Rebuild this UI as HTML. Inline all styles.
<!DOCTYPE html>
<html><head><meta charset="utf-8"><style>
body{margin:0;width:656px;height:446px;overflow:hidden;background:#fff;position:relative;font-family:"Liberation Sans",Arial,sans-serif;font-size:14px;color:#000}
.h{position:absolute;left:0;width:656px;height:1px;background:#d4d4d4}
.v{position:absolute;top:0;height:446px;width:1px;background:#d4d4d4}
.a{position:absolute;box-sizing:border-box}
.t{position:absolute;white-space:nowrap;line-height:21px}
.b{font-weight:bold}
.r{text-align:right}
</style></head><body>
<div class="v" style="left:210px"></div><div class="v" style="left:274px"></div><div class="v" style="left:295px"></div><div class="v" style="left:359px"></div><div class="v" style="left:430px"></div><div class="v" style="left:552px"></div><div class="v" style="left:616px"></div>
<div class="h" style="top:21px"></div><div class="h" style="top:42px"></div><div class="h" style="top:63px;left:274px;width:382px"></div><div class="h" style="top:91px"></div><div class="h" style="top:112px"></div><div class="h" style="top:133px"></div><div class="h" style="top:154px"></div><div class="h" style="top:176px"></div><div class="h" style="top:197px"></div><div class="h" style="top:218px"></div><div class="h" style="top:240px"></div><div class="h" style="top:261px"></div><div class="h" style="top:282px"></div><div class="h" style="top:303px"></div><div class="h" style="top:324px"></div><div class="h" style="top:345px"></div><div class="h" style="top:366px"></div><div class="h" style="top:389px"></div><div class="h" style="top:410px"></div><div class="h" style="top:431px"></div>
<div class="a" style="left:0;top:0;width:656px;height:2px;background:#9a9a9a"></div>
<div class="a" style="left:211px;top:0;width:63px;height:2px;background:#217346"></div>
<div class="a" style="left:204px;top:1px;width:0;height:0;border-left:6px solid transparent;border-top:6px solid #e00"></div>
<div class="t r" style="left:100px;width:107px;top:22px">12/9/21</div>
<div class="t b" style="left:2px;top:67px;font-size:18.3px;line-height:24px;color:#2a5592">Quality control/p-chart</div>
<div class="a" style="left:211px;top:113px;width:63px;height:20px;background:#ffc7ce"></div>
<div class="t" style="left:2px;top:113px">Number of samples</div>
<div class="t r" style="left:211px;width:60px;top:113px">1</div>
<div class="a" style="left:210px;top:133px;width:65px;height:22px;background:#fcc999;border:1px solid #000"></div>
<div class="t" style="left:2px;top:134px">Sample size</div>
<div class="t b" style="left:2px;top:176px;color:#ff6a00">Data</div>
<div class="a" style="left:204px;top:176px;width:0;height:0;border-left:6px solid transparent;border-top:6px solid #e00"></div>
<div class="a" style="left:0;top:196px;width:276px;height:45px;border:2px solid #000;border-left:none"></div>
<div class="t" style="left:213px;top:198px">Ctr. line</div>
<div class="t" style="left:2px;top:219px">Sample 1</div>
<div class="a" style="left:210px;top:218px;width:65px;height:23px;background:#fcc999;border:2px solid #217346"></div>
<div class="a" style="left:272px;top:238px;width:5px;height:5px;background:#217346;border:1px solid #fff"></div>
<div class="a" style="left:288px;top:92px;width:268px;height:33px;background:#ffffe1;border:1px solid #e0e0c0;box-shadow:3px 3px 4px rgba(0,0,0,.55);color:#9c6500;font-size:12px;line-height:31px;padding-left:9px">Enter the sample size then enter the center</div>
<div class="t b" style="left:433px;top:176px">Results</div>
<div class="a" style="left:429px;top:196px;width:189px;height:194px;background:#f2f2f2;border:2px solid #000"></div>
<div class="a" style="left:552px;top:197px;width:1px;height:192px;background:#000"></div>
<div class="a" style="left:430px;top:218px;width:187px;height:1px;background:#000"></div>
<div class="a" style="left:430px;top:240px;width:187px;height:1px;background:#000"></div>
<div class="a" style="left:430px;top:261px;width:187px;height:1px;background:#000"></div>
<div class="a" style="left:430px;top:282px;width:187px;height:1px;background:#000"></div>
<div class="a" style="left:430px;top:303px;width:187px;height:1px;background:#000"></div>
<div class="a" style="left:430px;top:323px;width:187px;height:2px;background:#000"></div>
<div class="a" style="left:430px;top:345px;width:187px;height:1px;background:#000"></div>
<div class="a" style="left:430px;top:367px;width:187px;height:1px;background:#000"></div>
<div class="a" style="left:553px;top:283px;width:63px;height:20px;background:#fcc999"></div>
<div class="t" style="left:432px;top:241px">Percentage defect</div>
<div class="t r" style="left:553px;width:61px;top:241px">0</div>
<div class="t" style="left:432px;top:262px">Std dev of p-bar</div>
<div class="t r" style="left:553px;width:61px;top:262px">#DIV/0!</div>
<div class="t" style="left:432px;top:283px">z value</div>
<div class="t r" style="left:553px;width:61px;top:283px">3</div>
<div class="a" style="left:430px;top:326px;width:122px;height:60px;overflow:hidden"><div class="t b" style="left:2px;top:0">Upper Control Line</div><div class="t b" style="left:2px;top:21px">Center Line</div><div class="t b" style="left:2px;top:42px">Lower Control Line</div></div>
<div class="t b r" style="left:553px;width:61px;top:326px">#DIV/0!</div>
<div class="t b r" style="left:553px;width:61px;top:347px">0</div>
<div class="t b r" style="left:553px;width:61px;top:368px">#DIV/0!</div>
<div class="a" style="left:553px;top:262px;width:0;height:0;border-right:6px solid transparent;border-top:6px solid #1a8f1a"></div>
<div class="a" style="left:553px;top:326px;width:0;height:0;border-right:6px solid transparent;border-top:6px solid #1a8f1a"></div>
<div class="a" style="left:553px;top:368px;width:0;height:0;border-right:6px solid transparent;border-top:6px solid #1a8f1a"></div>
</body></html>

-----

WRITTEN TASK
Transcribe every line of the data, exactly as it stands.

ANSWER TO THE EXERCISE
Rebuild this UI as HTML. Inline all styles.
<!DOCTYPE html>
<html><head><meta charset="utf-8"><style>
body{margin:0;width:656px;height:446px;overflow:hidden;background:#fff;position:relative;font-family:"Liberation Sans",Arial,sans-serif;font-size:14px;color:#000}
.h{position:absolute;left:0;width:656px;height:1px;background:#d4d4d4}
.v{position:absolute;top:0;height:446px;width:1px;background:#d4d4d4}
.a{position:absolute;box-sizing:border-box}
.t{position:absolute;white-space:nowrap;line-height:21px}
.b{font-weight:bold}
.r{text-align:right}
</style></head><body>
<div class="v" style="left:210px"></div><div class="v" style="left:274px"></div><div class="v" style="left:295px"></div><div class="v" style="left:359px"></div><div class="v" style="left:430px"></div><div class="v" style="left:552px"></div><div class="v" style="left:616px"></div>
<div class="h" style="top:21px"></div><div class="h" style="top:42px"></div><div class="h" style="top:63px;left:274px;width:382px"></div><div class="h" style="top:91px"></div><div class="h" style="top:112px"></div><div class="h" style="top:133px"></div><div class="h" style="top:154px"></div><div class="h" style="top:176px"></div><div class="h" style="top:197px"></div><div class="h" style="top:218px"></div><div class="h" style="top:240px"></div><div class="h" style="top:261px"></div><div class="h" style="top:282px"></div><div class="h" style="top:303px"></div><div class="h" style="top:324px"></div><div class="h" style="top:345px"></div><div class="h" style="top:366px"></div><div class="h" style="top:389px"></div><div class="h" style="top:410px"></div><div class="h" style="top:431px"></div>
<div class="a" style="left:0;top:0;width:656px;height:2px;background:#9a9a9a"></div>
<div class="a" style="left:211px;top:0;width:63px;height:2px;background:#217346"></div>
<div class="a" style="left:204px;top:1px;width:0;height:0;border-left:6px solid transparent;border-top:6px solid #e00"></div>
<div class="t r" style="left:100px;width:107px;top:22px">12/9/21</div>
<div class="t b" style="left:2px;top:67px;font-size:18.3px;line-height:24px;color:#2a5592">Quality control/p-chart</div>
<div class="a" style="left:211px;top:113px;width:63px;height:20px;background:#ffc7ce"></div>
<div class="t" style="left:2px;top:113px">Number of samples</div>
<div class="t r" style="left:211px;width:60px;top:113px">1</div>
<div class="a" style="left:210px;top:133px;width:65px;height:22px;background:#fcc999;border:1px solid #000"></div>
<div class="t" style="left:2px;top:134px">Sample size</div>
<div class="t b" style="left:2px;top:176px;color:#ff6a00">Data</div>
<div class="a" style="left:204px;top:176px;width:0;height:0;border-left:6px solid transparent;border-top:6px solid #e00"></div>
<div class="a" style="left:0;top:196px;width:276px;height:45px;border:2px solid #000;border-left:none"></div>
<div class="t" style="left:213px;top:198px">Ctr. line</div>
<div class="t" style="left:2px;top:219px">Sample 1</div>
<div class="a" style="left:210px;top:218px;width:65px;height:23px;background:#fcc999;border:2px solid #217346"></div>
<div class="a" style="left:272px;top:238px;width:5px;height:5px;background:#217346;border:1px solid #fff"></div>
<div class="a" style="left:288px;top:92px;width:268px;height:33px;background:#ffffe1;border:1px solid #e0e0c0;box-shadow:3px 3px 4px rgba(0,0,0,.55);color:#9c6500;font-size:12px;line-height:31px;padding-left:9px">Enter the sample size then enter the center</div>
<div class="t b" style="left:433px;top:176px">Results</div>
<div class="a" style="left:429px;top:196px;width:189px;height:194px;background:#f2f2f2;border:2px solid #000"></div>
<div class="a" style="left:552px;top:197px;width:1px;height:192px;background:#000"></div>
<div class="a" style="left:430px;top:218px;width:187px;height:1px;background:#000"></div>
<div class="a" style="left:430px;top:240px;width:187px;height:1px;background:#000"></div>
<div class="a" style="left:430px;top:261px;width:187px;height:1px;background:#000"></div>
<div class="a" style="left:430px;top:282px;width:187px;height:1px;background:#000"></div>
<div class="a" style="left:430px;top:303px;width:187px;height:1px;background:#000"></div>
<div class="a" style="left:430px;top:323px;width:187px;height:2px;background:#000"></div>
<div class="a" style="left:430px;top:345px;width:187px;height:1px;background:#000"></div>
<div class="a" style="left:430px;top:367px;width:187px;height:1px;background:#000"></div>
<div class="a" style="left:553px;top:283px;width:63px;height:20px;background:#fcc999"></div>
<div class="t" style="left:432px;top:241px">Percentage defect</div>
<div class="t r" style="left:553px;width:61px;top:241px">0</div>
<div class="t" style="left:432px;top:262px">Std dev of p-bar</div>
<div class="t r" style="left:553px;width:61px;top:262px">#DIV/0!</div>
<div class="t" style="left:432px;top:283px">z value</div>
<div class="t r" style="left:553px;width:61px;top:283px">3</div>
<div class="a" style="left:430px;top:326px;width:122px;height:60px;overflow:hidden"><div class="t b" style="left:2px;top:0">Upper Control Line</div><div class="t b" style="left:2px;top:21px">Center Line</div><div class="t b" style="left:2px;top:42px">Lower Control Line</div></div>
<div class="t b r" style="left:553px;width:61px;top:326px">#DIV/0!</div>
<div class="t b r" style="left:553px;width:61px;top:347px">0</div>
<div class="t b r" style="left:553px;width:61px;top:368px">#DIV/0!</div>
<div class="a" style="left:553px;top:262px;width:0;height:0;border-right:6px solid transparent;border-top:6px solid #1a8f1a"></div>
<div class="a" style="left:553px;top:326px;width:0;height:0;border-right:6px solid transparent;border-top:6px solid #1a8f1a"></div>
<div class="a" style="left:553px;top:368px;width:0;height:0;border-right:6px solid transparent;border-top:6px solid #1a8f1a"></div>
</body></html>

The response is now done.